Mayor Quinton Lucas, the Post notes, “a Democrat in his second term, said in an interview that despite KC Sun Fresh’s financial issues, ‘I still have confidence in the long-term future of a grocery facility in that area.’
“He sees two challenges: The first will be saving the current store. ‘Changing consumer behavior will be another,’ he said.”
He saw this coming
But the problems go much deeper than that – and were quite predictable, Tuohey tells The Heartlander.
In fact, Tuohey predicted them, about this very store, 10 years ago in an article headlined “Kansas City embarks on new bad idea.”

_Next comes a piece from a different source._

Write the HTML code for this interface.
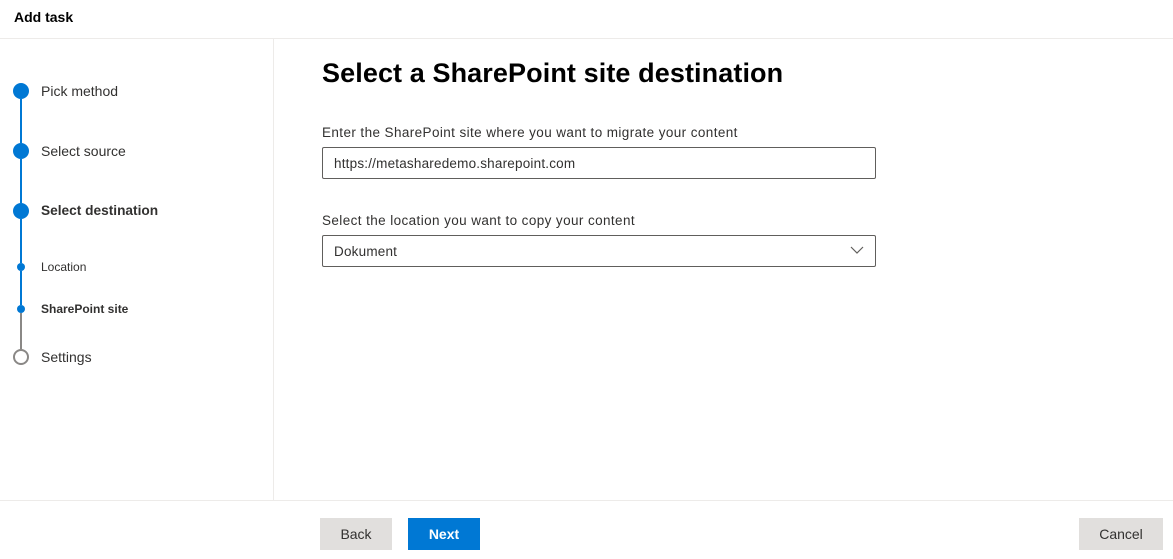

“Once again, Kansas City leaders are embarking on an expensive and ill-considered campaign using public dollars that does not address the real underlying problems,” Tuohey wrote in 2015. “When it fails, the city and its residents will be no better off than before, just poorer. And the infrastructure, crime, and education issues that really need to be addressed will be that much worse.”
Since at least the 1980s, he says, governments have gotten it into their heads that they can cause development and good economies to occur out of nowhere – and regardless of consumer demand – by subsidizing amenities such as a stadium, restaurant, hotel or bar.
“This is the mistake that cities are making, and Kansas City is one of them,” Tuohey tells The Heartlander.
“Kind of the greatest example of this is Baltimore. Baltimore has everything that a developer would want you to build downtown. They have two stadiums. They have light rail. They’ve got an impressive airport. They’ve got an inner harbor, an entertainment center, an aquarium. They’ve got everything – and yet no mayor looks at Baltimore and says ‘I want to be like them.’ Because Baltimore has not been able to solve its problems of crime or education, or its infrastructure. They’ve raced to the finish line and built all those amenities.
“And it’s happening in Kansas City to a lesser degree and certainly in St. Louis.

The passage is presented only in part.